John Eames, for all his harped-upon ‘hobbledehoyhood’ makes a far more likeable young hero than Mark Robarts or Frank Gresham from other books – he has more contradictions and complexities, a mixture of human weaknesses and Victorian ‘manliness’. I believe at least some part of his character was based on Trollope himself. The two Earls (De Courcy and De Guest) are excellently done. The cattle-breeding Earl De Guest really lives, like anyone’s nice but sometimes misguided grandpa; as does the crusty Squire Dale (who has a heart of gold beneath his rough exterior – but he does live!). The Victorian public was most enamoured with Lily Dale – apparently Trollope was besieged with letters after the novel, as a serial, was fully published, begging Trollope to write more and change her destiny – and Trollope himself says that he made Lily more alive than any of his preceding heroines. This is no doubt true, but all the same I felt that her un-analytical, stubborn sister Bell was more fun to read about than brave, quick-spoken Lily.

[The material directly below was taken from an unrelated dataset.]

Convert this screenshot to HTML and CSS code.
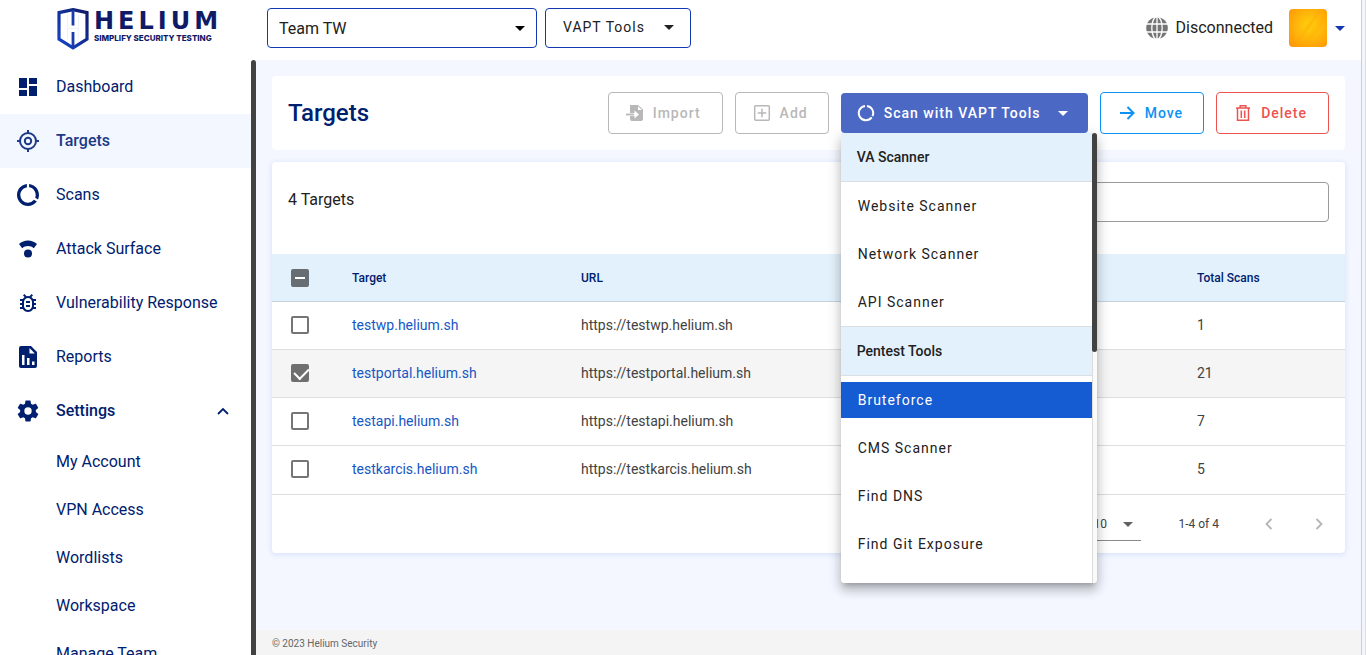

Trollope scorned the idea that novel-writing is an art requiring inspiration, insisting stubbornly through his life that he would write the same number of words every day before breakfast and that it was all a matter of cobbler’s craft and hard discipline. I think it’s fairly plain that his books are centred more on character and plot than on ideas. But his books would not be classics if ideas didn’t make their way into them somehow, and the main idea I got out of this one was about how easy it is to gently slip sideways into making a ruinous and intractable decision without hardly thinking about it. Tied up with that is the way we tell ourselves we want one thing, and make excuses that seem so reasonable for the unscrupulous way we go about getting them – and then when it’s got we then want something completely different. This is describing the story of one of the characters in the book – but though this character is the villain of the piece, I for one could all too easily identify with it, which for me is a mark of a book that lives.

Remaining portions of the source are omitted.